A few things I know about Chuck Klosterman

  1. The Klosterman persona is not an act. It's truly the way he's trying to make sense of the world.
  2. He doesn't want to convince you that things are the way he says they are. He's condensing his own experiences into an argument primarily aimed at himself.
  3. His salient characteristic is passion. He cares deeply about his subjects. Which is why I respond to his writing, and which is why people who believe it's all some sort of ironic hipster pose are so completely off the mark.
  4. He doesn't care about criticism per se. He cares about music and sports, and he cares about writing, and the union of the two happens to be criticism.
  5. His first golden rule of good writing is: Be interesting. This means that you should make your reader care about your subject, if not as much as you do, at least more than they did before they started reading.
  6. His second golden rule of good writing is: Be entertaining. Try to find a way to infuse the spirit of what you're writing about into your writing. Make the experience of reading your writing similar in some way to the experience of what you're writing about.
  7. His third golden rule of good writing is: Be clear. Writing is a communicative art. If you are not getting your ideas across to your reader, you are failing. Great writing communicates the complex with such transparency that it seems like a revelation.
  8. He used to care about making lists and ranking things, but not so much anymore.
  9. He believes that everyone has an authentic self that their writing, if it's good, will express. He therefore doesn't think you can learn to write well by reading the writing of other authors with strong, unique voices. This can only lead to an attempt to imitate them, to the detriment of the discovery of your own voice.
  10. He tries to illuminate attitudes and perspectives on particular phenomena by grabbing metaphors from every part of life and piling them on almost indiscriminately.
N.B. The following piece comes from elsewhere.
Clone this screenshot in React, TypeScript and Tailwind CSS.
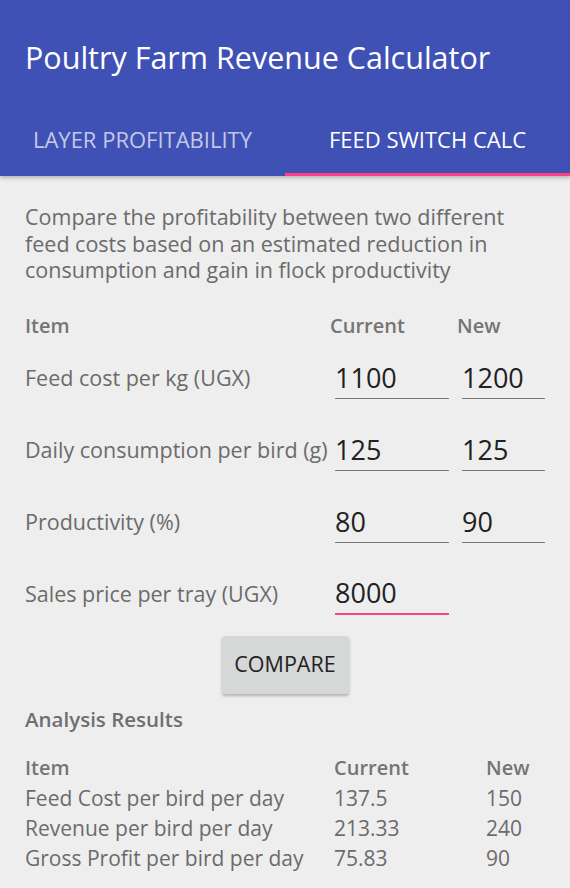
import React, { useState } from 'react';

const inputs = [
    { label: 'Feed cost per kg (UGX)', current: '1100', next: '1200' },
    { label: 'Daily consumption per bird (g)', current: '125', next: '125' },
    { label: 'Productivity (%)', current: '80', next: '90' },
];

const results = [
    { label: 'Feed Cost per bird per day', current: '137.5', next: '150' },
    { label: 'Revenue per bird per day', current: '213.33', next: '240' },
    { label: 'Gross Profit per bird per day', current: '75.83', next: '90' },
];

const App: React.FC = () => {
    const [tab, setTab] = useState<'layer' | 'feed'>('feed');

    return (
        <div className="w-[570px] h-[888px] bg-[#eeeeee] overflow-hidden font-['Open_Sans','Noto_Sans',sans-serif]">
            {/* App bar + tabs */}
            <div className="bg-[#3f51b5] shadow-[0_2px_4px_rgba(0,0,0,0.25)] relative">
                <div className="h-[114px] flex items-center px-[25px]">
                    <h1 className="text-white text-[30.5px] leading-none">Poultry Farm Revenue Calculator</h1>
                </div>
                <div className="flex h-[62px]">
                    <button
                        onClick={() => setTab('layer')}
                        className={`w-1/2 flex items-center justify-center pb-[8px] text-[22px] uppercase border-b-[3px] ${tab === 'layer' ? 'text-white border-[#ff4081]' : 'text-white/70 border-transparent'}`}
                    >
                        Layer Profitability
                    </button>
                    <button
                        onClick={() => setTab('feed')}
                        className={`w-1/2 flex items-center justify-center pb-[8px] text-[22px] uppercase border-b-[3px] ${tab === 'feed' ? 'text-white border-[#ff4081]' : 'text-white/70 border-transparent'}`}
                    >
                        Feed Switch Calc
                    </button>
                </div>
            </div>

            <div className="px-[25px]">
                <p className="pt-[28px] pr-[10px] text-[21.5px] leading-[26.5px] text-[#6b6b6b]">
                    Compare the profitability between two different feed costs based on an estimated reduction in consumption and gain in flock productivity
                </p>

                {/* Input table */}
                <div className="mt-[27px] grid grid-cols-[305px_127px_93px] h-[30px] items-center text-[20px] font-semibold text-[#757575]">
                    <span>Item</span>
                    <span>Current</span>
                    <span>New</span>
                </div>
                <div className="mt-[2px]">
                    {inputs.map((row) => (
                        <div key={row.label} className="grid grid-cols-[305px_127px_93px] h-[72px] items-center">
                            <span className="text-[21.5px] text-[#6b6b6b] whitespace-nowrap">{row.label}</span>
                            <div className="pl-[5px]">
                                <div className="w-[114px] h-[40px] flex items-center border-b-[1.5px] border-[#777777] text-[27px] text-[#212121]">
                                    {row.current}
                                </div>
                            </div>
                            <div className="pl-[5px]">
                                <div className="w-[83px] h-[40px] flex items-center border-b-[1.5px] border-[#777777] text-[27px] text-[#212121]">
                                    {row.next}
                                </div>
                            </div>
                        </div>
                    ))}
                    <div className="grid grid-cols-[305px_127px_93px] h-[72px] items-center">
                        <span className="text-[21.5px] text-[#6b6b6b] whitespace-nowrap">Sales price per tray (UGX)</span>
                        <div className="pl-[5px]">
                            <div className="w-[114px] h-[40px] flex items-center border-b-2 border-[#ff4081] text-[27px] text-[#212121]">
                                8000
                            </div>
                        </div>
                    </div>
                </div>

                <div className="mt-[5px] flex justify-center">
                    <button className="w-[127px] h-[58px] bg-[#d6d7d7] rounded-[3px] shadow-[0_2px_3px_rgba(0,0,0,0.25)] text-[21.5px] text-[#222222] uppercase">
                        Compare
                    </button>
                </div>

                {/* Results */}
                <h2 className="mt-[12px] text-[20.5px] leading-[26px] font-semibold text-[#6f6f6f]">Analysis Results</h2>
                <div className="mt-[21px] text-[21px] leading-[30px] text-[#6b6b6b]">
                    <div className="grid grid-cols-[309px_152px_60px] text-[20px] font-semibold text-[#757575]">
                        <span>Item</span>
                        <span>Current</span>
                        <span>New</span>
                    </div>
                    {results.map((row) => (
                        <div key={row.label} className="grid grid-cols-[309px_152px_60px]">
                            <span className="whitespace-nowrap">{row.label}</span>
                            <span>{row.current}</span>
                            <span>{row.next}</span>
                        </div>
                    ))}
                </div>
            </div>
        </div>
    );
};

export default App;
Somewhere in the world of publicly accessible examples -- from movies, music, sports, history, celebrity culture, books, whatever -- is the key that will unlock the private mystery of an internal life, and render it transferable to another mind.

3 comments:

Eric Grubbs said...

Thanks for sharing this, Donna. Those are ten good reasons why I like his approach and his writing.

Kza said...

*Thank* you. Especially #3.

the secret knitter said...

Interesting stuff. I suppose I ought to read something he's written other than his "Chinese Democracy" review.